Express the formula of Snell’s law.

${n_{air}}\sin i = \mu \;\sin r$ …….(1)

Here,

${n_{air}}$ is the incident index of air which is equal to $1$.
$\mu$ is the refracted index.
$i$ is the incident angle.
$r$ is the refracted angle.

Express the formula of deviation by prism.

$\delta = i + e - A$

Where, $A = {r_1} + {r_2}$

Here,

$A$ is the angle of prism.
$\delta$ is the deviation of prism.
${r_1}$ and ${r_2}$ are the refracted angle for medium $1$ and $2$.

The conditions for minimum deviation can be given as,

$i = e$ and ${r_1} = {r_2}$

Therefore,

$\begin{array}{c} A = 2{r_1}\\\ {r_1} = \dfrac{A}{2} \end{array}$ ……(2)

The angle of minimum deviation is given by,

$\begin{array}{c} {\delta _m} = 2i - A\\\ i = \dfrac{{A + {\delta _m}}}{2} \end{array}$ …….(3)

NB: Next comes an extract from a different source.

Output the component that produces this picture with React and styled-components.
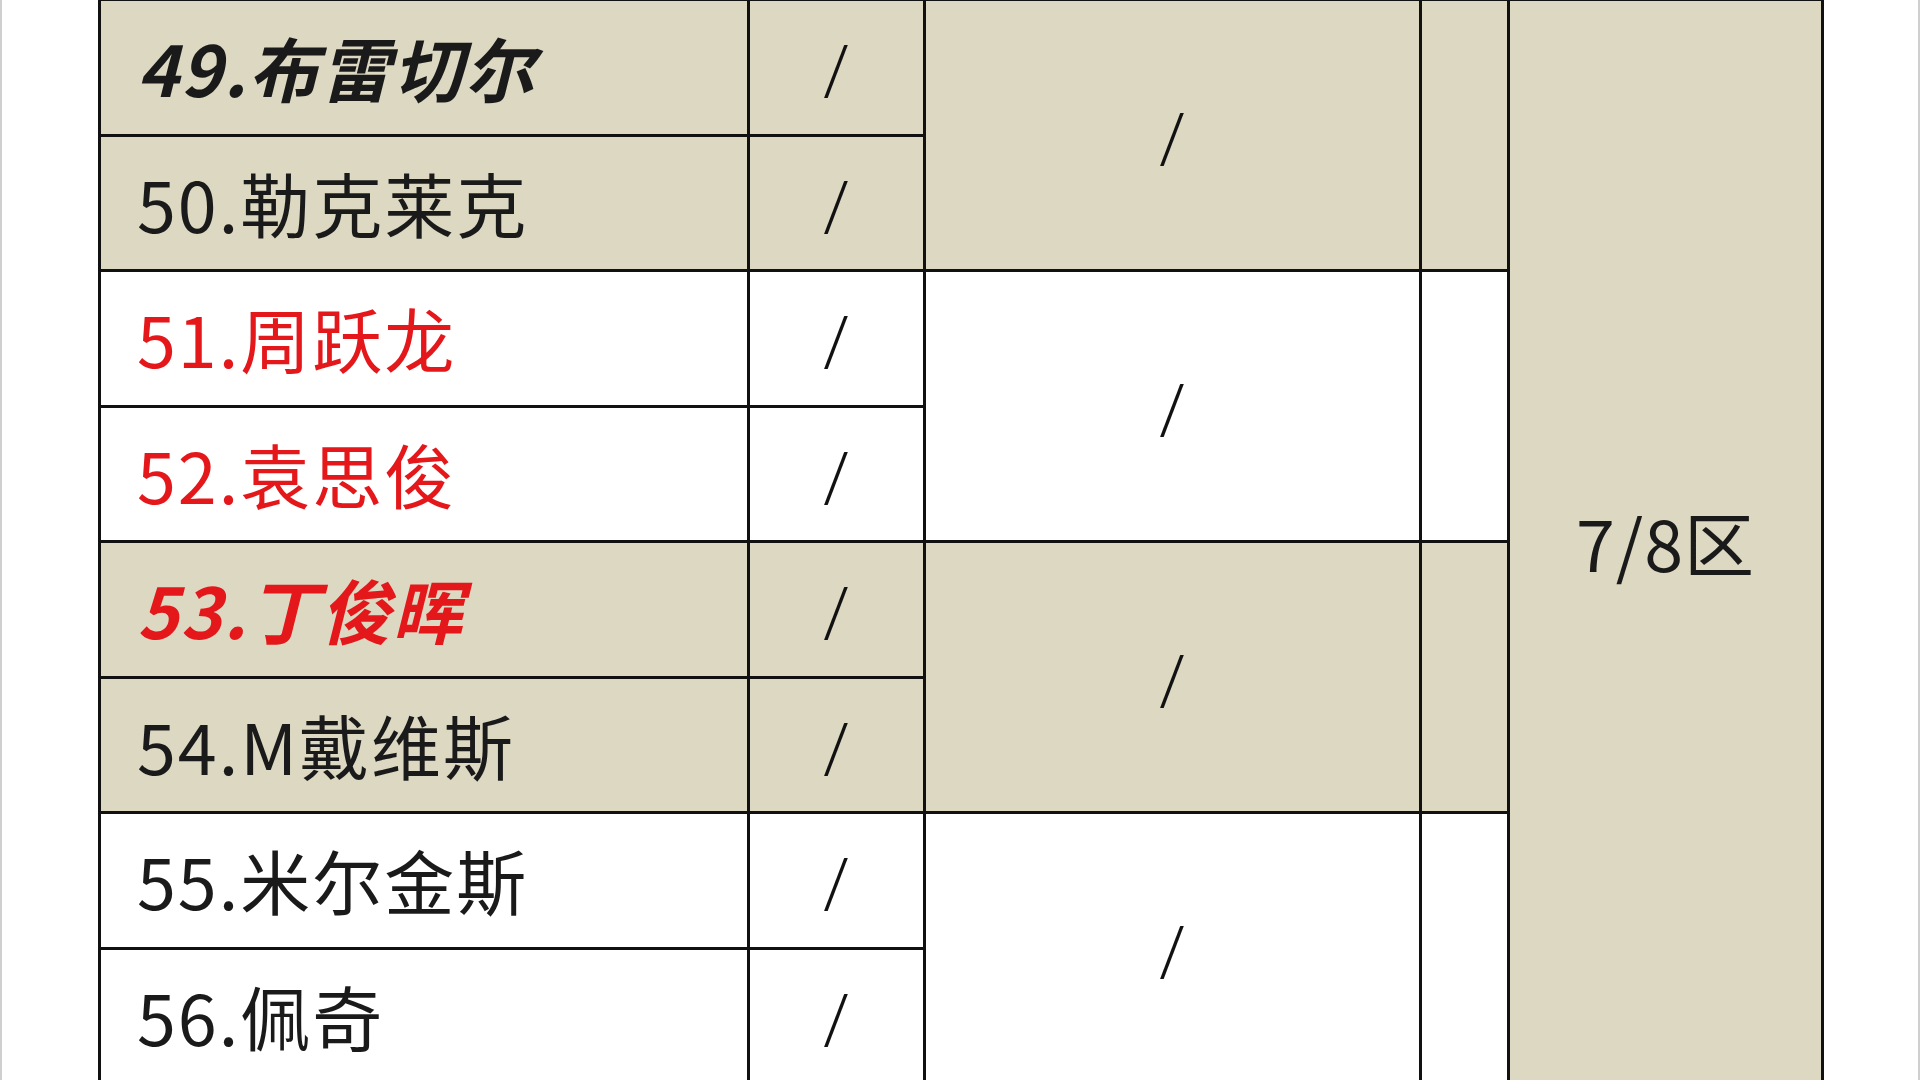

Substitute the values of equation (2) and (3) in equation (1) to obtain the refractive index.
$\mu = \dfrac{{\sin \left( {\dfrac{{A + {\delta _m}}}{2}} \right)}}{{\sin \left( {\dfrac{A}{2}} \right)}}$

Note: While solving this type of formula we will use the minimum deviation condition otherwise we will not be able to meet with the desired solution.